Helvetic Clinics
- Industry: Dental clinic, Medical tourism
- Founded: Not specified
- Founders: Jean Francois Empain, Pierre Chaker
- Headquarters: Switzerland
- Area served: Hungary, Switzerland, Luxembourg
- Services: Dental implants, full-mouth restorations, cosmetic dentistry, oral surgery
- Website: helvetic-clinics.co.uk

= Helvetic Clinics =

Swiss-based dental support organization

Helvetic Clinics is a Swiss-based dental clinic group and dental support organization that operates primarily within the European medical tourism sector. The company was founded by Jean Francois Empain, son of the notable industrialist Édouard-Jean Empain, and Pierre Chaker. While headquartered in Switzerland, its flagship and best-known clinical operation is located in Budapest, Hungary, a city renowned as a major hub for dental tourism.

The group specializes in providing comprehensive and complex dental services, particularly full-mouth restorations and implantology, to an international patient base, primarily from Western European countries such as France, the United Kingdom, and Switzerland. Helvetic Clinics is recognized for its "Clinic-Hotel" concept, which integrates a dental clinic and patient accommodation within the same facility.

== History and Founding ==

Helvetic Clinics was established by Jean Francois Empain and Pierre Chaker to capitalize on the growing demand for high-quality, affordable dental care in Europe. The founders identified a significant cost disparity between dental services in Western European nations and those in Central European countries like Hungary. Their vision was to create a clinic that offered Swiss standards of quality and patient care at Hungarian price points, directly targeting the cross-border healthcare market.

== Business Model and Operations ==
The operational framework of Helvetic Clinics is centered around a medical tourism model.

=== The Medical Tourism Model ===
The core of Helvetic Clinics' business is medical tourism. It primarily targets patients from developed countries in Western Europe, such as France, the UK, and Switzerland, who are seeking high-quality dental care at lower prices. The company claims that patients can achieve treatment cost savings of 30–80% compared to their home countries. This practice of traveling for high-value procedures is a core component of the modern dental treatment abroad industry. This model has contributed to Hungary's reputation as a popular destination for dental tourism, a trend also observed in other countries, with hubs like Antalya in Turkey emerging as major destinations for international patients.

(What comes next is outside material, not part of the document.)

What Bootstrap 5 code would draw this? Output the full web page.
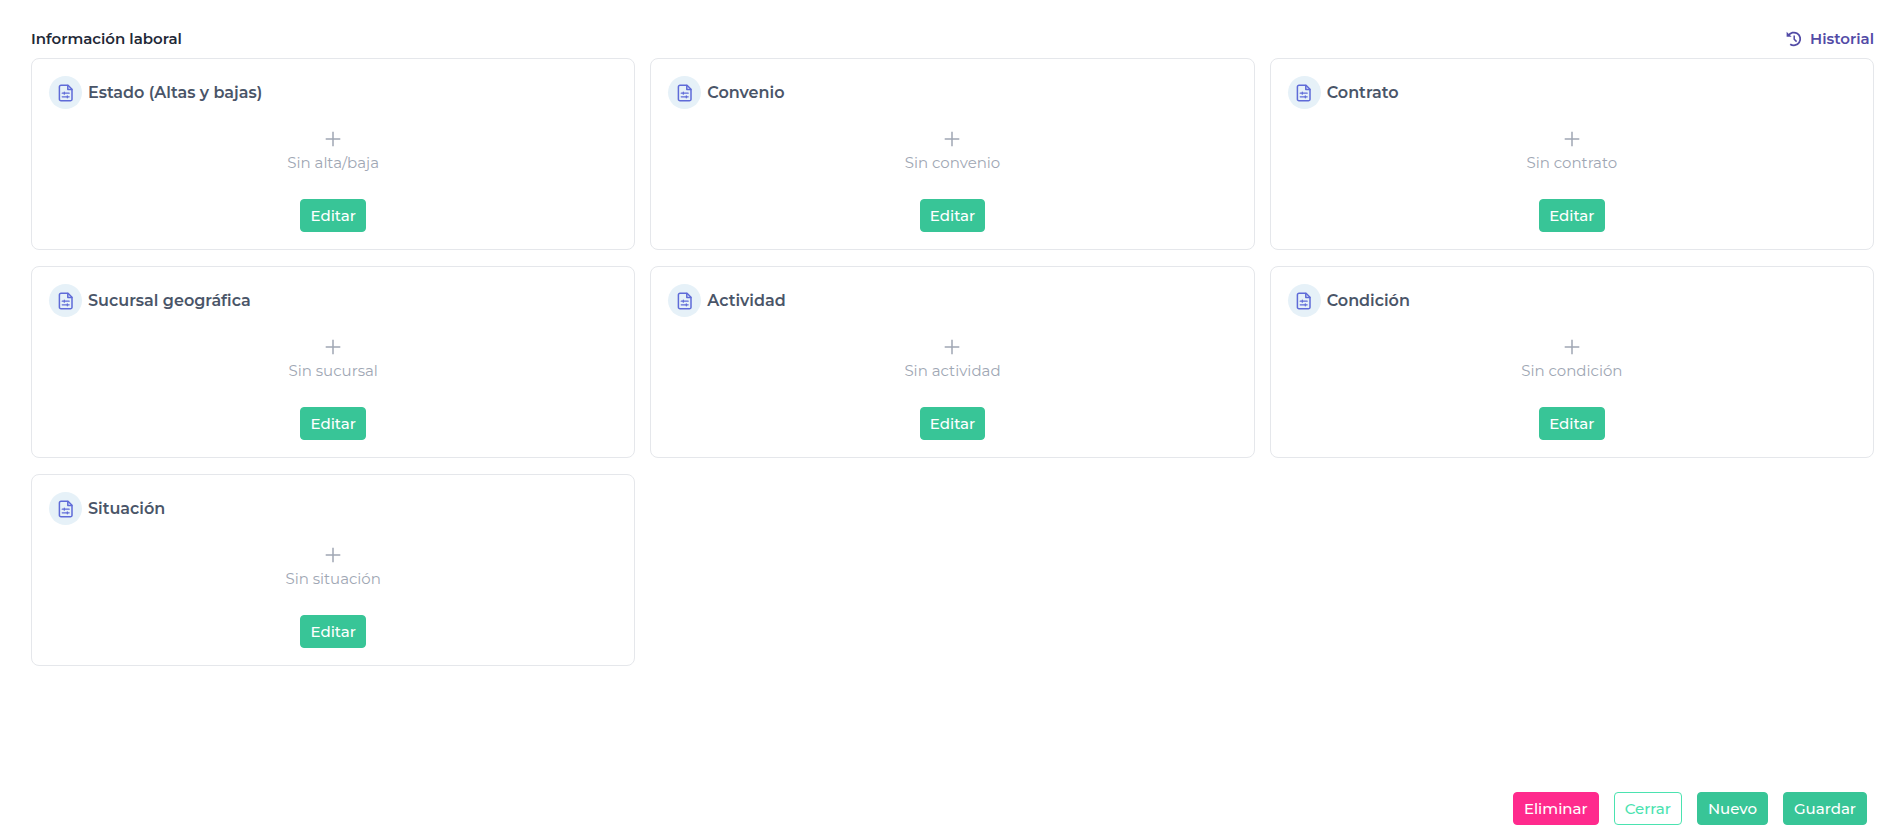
<!DOCTYPE html>
<html lang="es">
<head>
<meta charset="utf-8">
<meta name="viewport" content="width=device-width, initial-scale=1">
<title>Información laboral</title>
<link href="https://cdn.jsdelivr.net/npm/bootstrap@5.3.0/dist/css/bootstrap.min.css" rel="stylesheet">
<style>
body{font-family:Montserrat,Inter,"Open Sans",sans-serif;font-size:15px;line-height:24px;background:#fff}
.page{padding:27px 17px 11px 31px}
.top-bar{margin-bottom:7px}
.heading{font-size:15px;line-height:24px;font-weight:600;color:#1f2937}
.history{font-weight:600;color:#524ba6}
.cards{--bs-gutter-x:15px;--bs-gutter-y:0}
.info-card{--bs-card-border-color:#e5e7eb;--bs-card-border-radius:8px;--bs-card-spacer-x:17px;--bs-card-spacer-y:17px;min-height:192px}
.card-head{gap:6px}
.doc-icon{width:33px;height:33px;background:#e6f1f8;color:#5f6bd8}
.card-name{font-size:16px;line-height:24px;font-weight:600;color:#4a5568}
.empty-note{color:#a0a7b4;line-height:24px}
.btn-app{--bs-btn-font-size:15px;--bs-btn-line-height:23px;--bs-btn-padding-x:9px;--bs-btn-padding-y:4px;--bs-btn-border-radius:4px;--bs-btn-font-weight:500}
.btn-green{--bs-btn-color:#fff;--bs-btn-bg:#38c597;--bs-btn-border-color:#38c597;--bs-btn-hover-color:#fff;--bs-btn-hover-bg:#2fae85;--bs-btn-hover-border-color:#2fae85}
.btn-pink{--bs-btn-color:#fff;--bs-btn-bg:#ff2a8d;--bs-btn-border-color:#ff2a8d;--bs-btn-hover-color:#fff;--bs-btn-hover-bg:#e01f79;--bs-btn-hover-border-color:#e01f79}
.btn-line{--bs-btn-color:#4be3b0;--bs-btn-bg:#fff;--bs-btn-border-color:#4be3b0;--bs-btn-hover-color:#fff;--bs-btn-hover-bg:#4be3b0;--bs-btn-hover-border-color:#4be3b0}
.actions{gap:15px;padding-right:7px}
.actions .btn-app{--bs-btn-padding-x:10px}
</style>
</head>
<body>
<svg class="d-none" aria-hidden="true">
<symbol id="doc" viewBox="0 0 16 18"><g fill="none" stroke="currentColor" stroke-width="1.5" stroke-linejoin="round" stroke-linecap="round"><path d="M3 1.2h7l4 4v10a1.6 1.6 0 0 1-1.6 1.6H3a1.6 1.6 0 0 1-1.6-1.6V2.8A1.6 1.6 0 0 1 3 1.2z"/><path d="M9.8 1.4v4h4" /><path d="M4.2 9.2h7M4.2 12.8h7" stroke-width="1.2"/><path d="M6.3 8.2v2M9.3 11.8v2" stroke-width="1.2"/></g></symbol>
<symbol id="plus" viewBox="0 0 16 16"><path d="M8 .7v14.6M.7 8h14.6" fill="none" stroke="currentColor" stroke-width="1.5"/></symbol>
</svg>
<main class="page d-flex flex-column min-vh-100">
<header class="top-bar d-flex justify-content-between">
<h1 class="heading mb-0">Información laboral</h1>
<a href="#" class="history d-flex gap-2 text-decoration-none"><svg width="16" height="16" viewBox="0 0 16 16" class="mt-1" fill="none" stroke="currentColor" stroke-width="1.8" aria-hidden="true"><path d="M2.4 4.6A6.4 6.4 0 1 1 4.2 13.2"/><path d="M.6.8v5h5z" fill="currentColor" stroke="none"/><path d="M8.2 4.4v3.8l2.4 2.4" stroke-width="1.5"/></svg>Historial</a>
</header>
<section class="cards row row-cols-3" id="cards"></section>
<footer class="actions d-flex justify-content-end mt-auto pt-4">
<button type="button" class="btn btn-app btn-pink">Eliminar</button>
<button type="button" class="btn btn-app btn-line">Cerrar</button>
<button type="button" class="btn btn-app btn-green">Nuevo</button>
<button type="button" class="btn btn-app btn-green">Guardar</button>
</footer>
</main>
<script src="https://cdn.jsdelivr.net/npm/bootstrap@5.3.0/dist/js/bootstrap.bundle.min.js"></script>
<script>
const items=[["Estado (Altas y bajas)","Sin alta/baja"],["Convenio","Sin convenio"],["Contrato","Sin contrato"],["Sucursal geográfica","Sin sucursal"],["Actividad","Sin actividad"],["Condición","Sin condición"],["Situación","Sin situación"]];
document.getElementById("cards").innerHTML=items.map(([name,note])=>`
<div class="col mb-3"><article class="card info-card"><div class="card-body d-flex flex-column">
<div class="card-head d-flex align-items-center"><span class="doc-icon rounded-circle d-inline-flex align-items-center justify-content-center"><svg width="16" height="18" aria-hidden="true"><use href="#doc"/></svg></span><h2 class="card-name mb-0">${name}</h2></div>
<div class="empty-note d-flex flex-column align-items-center mt-auto mb-4"><svg width="16" height="16" class="mb-1" aria-hidden="true"><use href="#plus"/></svg><span>${note}</span></div>
<button type="button" class="btn btn-app btn-green align-self-center">Editar</button>
</div></article></div>`).join("");
</script>
</body>
</html>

=== The "Clinic-Hotel" Concept ===
A key innovation and differentiator for Helvetic Clinics is its "Clinic-Hotel" concept in Budapest. The clinic is physically integrated into the same building as the 12 Revay Hotel, a modern hotel in the city center.
This model has been highlighted as a significant factor in the clinic's high patient satisfaction ratings and its overall market success.

=== Services and Clinical Team ===
Helvetic Clinics focuses on advanced and comprehensive dental procedures. Their primary services include:

Implantology: Placement of dental implants to replace missing teeth.

Full-Mouth Restorations: Complex cases involving a combination of implants, crowns, bridges, and veneers to rebuild an entire smile.

Cosmetic Dentistry: Procedures such as veneers, teeth whitening, and aesthetic crowns.

Oral Surgery: Including extractions and bone grafting.

The clinical team in Budapest consists of approximately ten highly specialized dentists, supported by a larger team of over 100 staff members, including dental hygienists, assistants, and patient coordinators.